:: Stored data ::
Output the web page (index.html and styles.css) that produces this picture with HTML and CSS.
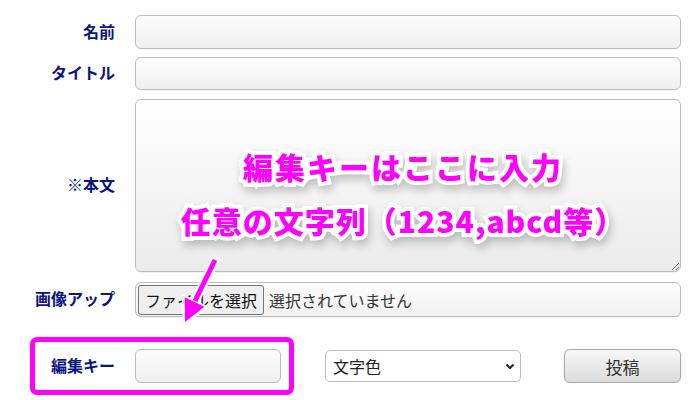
FILE: index.html
```html
<!DOCTYPE html>
<html lang="ja">
<head>
    <meta charset="UTF-8">
    <meta name="viewport" content="width=device-width, initial-scale=1.0">
    <title>投稿フォーム</title>
    <link rel="stylesheet" href="styles.css">
</head>
<body>
    <form class="post-form">
        <div class="row row-name">
            <label class="label">名前</label>
            <input class="field" type="text">
        </div>
        <div class="row row-title">
            <label class="label">タイトル</label>
            <input class="field" type="text">
        </div>
        <div class="row row-body">
            <label class="label">※本文</label>
            <textarea class="field body-area"></textarea>
        </div>
        <div class="row row-file">
            <label class="label">画像アップ</label>
            <div class="field file-box">
                <span class="file-btn">ファイルを選択</span>
                <span class="file-name">選択されていません</span>
            </div>
        </div>
        <div class="row row-bottom">
            <label class="label">編集キー</label>
            <div class="bottom-controls">
                <input class="field key-field" type="password">
                <div class="select-wrap">
                    <select class="color-select">
                        <option>文字色</option>
                    </select>
                    <svg class="chevron" width="10" height="7" viewBox="0 0 10 7">
                        <path d="M1.5 1.5 L5 5 L8.5 1.5" fill="none" stroke="#222" stroke-width="2"/>
                    </svg>
                </div>
                <button class="submit-btn" type="button">投稿</button>
            </div>
        </div>
    </form>

    <!-- annotations drawn over the form -->
    <div class="note">
        <p class="note-first">編集キーはここに入力</p>
        <p>任意の文字列（1234,abcd等）</p>
    </div>
    <svg class="arrow" width="60" height="90" viewBox="0 0 60 90">
        <line x1="45" y1="15" x2="25" y2="56" stroke="#fff" stroke-width="9" stroke-linecap="round"/>
        <polygon points="15,77 35.5,62.5 13.7,51.7" fill="#fff" stroke="#fff" stroke-width="4" stroke-linejoin="round"/>
        <line x1="45" y1="15" x2="25" y2="56" stroke="#ff00ff" stroke-width="5"/>
        <polygon points="15,77 34.5,61.8 14.7,52.2" fill="#ff00ff"/>
    </svg>
    <div class="key-frame"></div>
</body>
</html>
```

FILE: styles.css
```css
/* Basic page */
body {
    margin: 0;
    font-family: "Noto Sans CJK JP", "Liberation Sans", sans-serif;
    background-color: #fff;
    color: #333;
}

.post-form {
    width: 681px;
    padding-top: 15px;
}

.row {
    display: grid;
    grid-template-columns: 115px 546px;
    column-gap: 20px;
    align-items: center;
}

.row-name { height: 34px; margin-bottom: 8px; }
.row-title { height: 33px; margin-bottom: 9px; }
.row-body { height: 173px; margin-bottom: 10px; }
.row-file { height: 35px; margin-bottom: 32px; }
.row-bottom { height: 34px; }

.label {
    text-align: right;
    font-size: 16px;
    font-weight: bold;
    color: #0a1580;
    line-height: 1;
    padding-bottom: 3px;
}

/* Text inputs */
.field {
    box-sizing: border-box;
    width: 100%;
    height: 100%;
    margin: 0;
    border: 1px solid #bcbcbc;
    border-radius: 6px;
    background: linear-gradient(#fdfdfd, #efefef);
    box-shadow: 0 1px 1px rgba(0, 0, 0, 0.06);
    font-family: inherit;
    font-size: 16px;
}

.body-area {
    resize: vertical;
    background: linear-gradient(#ffffff, #ebebeb);
}

/* Fake file picker */
.file-box {
    display: flex;
    align-items: center;
    gap: 5px;
    padding-left: 2px;
    background: linear-gradient(#fcfcfc, #f1f1f1);
}

.file-btn {
    box-sizing: border-box;
    height: 30px;
    padding: 0 6px;
    border: 1px solid #767676;
    border-radius: 3px;
    background-color: #efefef;
    color: #111;
    line-height: 28px;
    font-size: 16px;
}

.file-name {
    color: #333;
    font-size: 16px;
}

/* Bottom row */
.bottom-controls {
    display: flex;
    align-items: center;
    height: 100%;
}

.key-field {
    width: 146px;
    height: 34px;
    margin-right: 44px;
}

.select-wrap {
    position: relative;
    width: 196px;
    height: 32px;
    margin-right: 43px;
}

.color-select {
    appearance: none;
    box-sizing: border-box;
    width: 100%;
    height: 100%;
    padding-left: 7px;
    border: 1px solid #bcbcbc;
    border-radius: 5px;
    background-color: #fff;
    color: #222;
    font-family: inherit;
    font-size: 16px;
}

.chevron {
    position: absolute;
    right: 6px;
    top: 13px;
}

.submit-btn {
    width: 117px;
    height: 34px;
    border: 1px solid #a9a9a9;
    border-radius: 6px;
    background: linear-gradient(#f7f7f7, #dcdcdc);
    box-shadow: 0 1px 2px rgba(0, 0, 0, 0.15);
    color: #333;
    font-family: inherit;
    font-size: 17px;
}

/* Annotations */
.note {
    position: absolute;
    left: 135px;
    top: 139px;
    width: 536px;
    text-align: center;
    font-size: 30px;
    font-weight: 900;
    color: #ff00ff;
    -webkit-text-stroke: 8px #fff;
    paint-order: stroke fill;
    filter: drop-shadow(2px 5px 4px rgba(0, 0, 0, 0.22));
}

.note p {
    margin: 0;
    line-height: 54px;
    letter-spacing: 1px;
}

.note .note-first {
    letter-spacing: 2px;
}

.arrow {
    position: absolute;
    left: 170px;
    top: 245px;
}

.key-frame {
    position: absolute;
    left: 30px;
    top: 337px;
    width: 254px;
    height: 48px;
    border: 5px solid #ff00ff;
    border-radius: 7px;
}
```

:: Exercise prompt ::
Repeat the full listing above exactly, with no pictures in the copy.

:: Task response ::
Output the web page (index.html and styles.css) that produces this picture with HTML and CSS.
FILE: index.html
```html
<!DOCTYPE html>
<html lang="ja">
<head>
    <meta charset="UTF-8">
    <meta name="viewport" content="width=device-width, initial-scale=1.0">
    <title>投稿フォーム</title>
    <link rel="stylesheet" href="styles.css">
</head>
<body>
    <form class="post-form">
        <div class="row row-name">
            <label class="label">名前</label>
            <input class="field" type="text">
        </div>
        <div class="row row-title">
            <label class="label">タイトル</label>
            <input class="field" type="text">
        </div>
        <div class="row row-body">
            <label class="label">※本文</label>
            <textarea class="field body-area"></textarea>
        </div>
        <div class="row row-file">
            <label class="label">画像アップ</label>
            <div class="field file-box">
                <span class="file-btn">ファイルを選択</span>
                <span class="file-name">選択されていません</span>
            </div>
        </div>
        <div class="row row-bottom">
            <label class="label">編集キー</label>
            <div class="bottom-controls">
                <input class="field key-field" type="password">
                <div class="select-wrap">
                    <select class="color-select">
                        <option>文字色</option>
                    </select>
                    <svg class="chevron" width="10" height="7" viewBox="0 0 10 7">
                        <path d="M1.5 1.5 L5 5 L8.5 1.5" fill="none" stroke="#222" stroke-width="2"/>
                    </svg>
                </div>
                <button class="submit-btn" type="button">投稿</button>
            </div>
        </div>
    </form>

    <!-- annotations drawn over the form -->
    <div class="note">
        <p class="note-first">編集キーはここに入力</p>
        <p>任意の文字列（1234,abcd等）</p>
    </div>
    <svg class="arrow" width="60" height="90" viewBox="0 0 60 90">
        <line x1="45" y1="15" x2="25" y2="56" stroke="#fff" stroke-width="9" stroke-linecap="round"/>
        <polygon points="15,77 35.5,62.5 13.7,51.7" fill="#fff" stroke="#fff" stroke-width="4" stroke-linejoin="round"/>
        <line x1="45" y1="15" x2="25" y2="56" stroke="#ff00ff" stroke-width="5"/>
        <polygon points="15,77 34.5,61.8 14.7,52.2" fill="#ff00ff"/>
    </svg>
    <div class="key-frame"></div>
</body>
</html>
```

FILE: styles.css
```css
/* Basic page */
body {
    margin: 0;
    font-family: "Noto Sans CJK JP", "Liberation Sans", sans-serif;
    background-color: #fff;
    color: #333;
}

.post-form {
    width: 681px;
    padding-top: 15px;
}

.row {
    display: grid;
    grid-template-columns: 115px 546px;
    column-gap: 20px;
    align-items: center;
}

.row-name { height: 34px; margin-bottom: 8px; }
.row-title { height: 33px; margin-bottom: 9px; }
.row-body { height: 173px; margin-bottom: 10px; }
.row-file { height: 35px; margin-bottom: 32px; }
.row-bottom { height: 34px; }

.label {
    text-align: right;
    font-size: 16px;
    font-weight: bold;
    color: #0a1580;
    line-height: 1;
    padding-bottom: 3px;
}

/* Text inputs */
.field {
    box-sizing: border-box;
    width: 100%;
    height: 100%;
    margin: 0;
    border: 1px solid #bcbcbc;
    border-radius: 6px;
    background: linear-gradient(#fdfdfd, #efefef);
    box-shadow: 0 1px 1px rgba(0, 0, 0, 0.06);
    font-family: inherit;
    font-size: 16px;
}

.body-area {
    resize: vertical;
    background: linear-gradient(#ffffff, #ebebeb);
}

/* Fake file picker */
.file-box {
    display: flex;
    align-items: center;
    gap: 5px;
    padding-left: 2px;
    background: linear-gradient(#fcfcfc, #f1f1f1);
}

.file-btn {
    box-sizing: border-box;
    height: 30px;
    padding: 0 6px;
    border: 1px solid #767676;
    border-radius: 3px;
    background-color: #efefef;
    color: #111;
    line-height: 28px;
    font-size: 16px;
}

.file-name {
    color: #333;
    font-size: 16px;
}

/* Bottom row */
.bottom-controls {
    display: flex;
    align-items: center;
    height: 100%;
}

.key-field {
    width: 146px;
    height: 34px;
    margin-right: 44px;
}

.select-wrap {
    position: relative;
    width: 196px;
    height: 32px;
    margin-right: 43px;
}

.color-select {
    appearance: none;
    box-sizing: border-box;
    width: 100%;
    height: 100%;
    padding-left: 7px;
    border: 1px solid #bcbcbc;
    border-radius: 5px;
    background-color: #fff;
    color: #222;
    font-family: inherit;
    font-size: 16px;
}

.chevron {
    position: absolute;
    right: 6px;
    top: 13px;
}

.submit-btn {
    width: 117px;
    height: 34px;
    border: 1px solid #a9a9a9;
    border-radius: 6px;
    background: linear-gradient(#f7f7f7, #dcdcdc);
    box-shadow: 0 1px 2px rgba(0, 0, 0, 0.15);
    color: #333;
    font-family: inherit;
    font-size: 17px;
}

/* Annotations */
.note {
    position: absolute;
    left: 135px;
    top: 139px;
    width: 536px;
    text-align: center;
    font-size: 30px;
    font-weight: 900;
    color: #ff00ff;
    -webkit-text-stroke: 8px #fff;
    paint-order: stroke fill;
    filter: drop-shadow(2px 5px 4px rgba(0, 0, 0, 0.22));
}

.note p {
    margin: 0;
    line-height: 54px;
    letter-spacing: 1px;
}

.note .note-first {
    letter-spacing: 2px;
}

.arrow {
    position: absolute;
    left: 170px;
    top: 245px;
}

.key-frame {
    position: absolute;
    left: 30px;
    top: 337px;
    width: 254px;
    height: 48px;
    border: 5px solid #ff00ff;
    border-radius: 7px;
}
```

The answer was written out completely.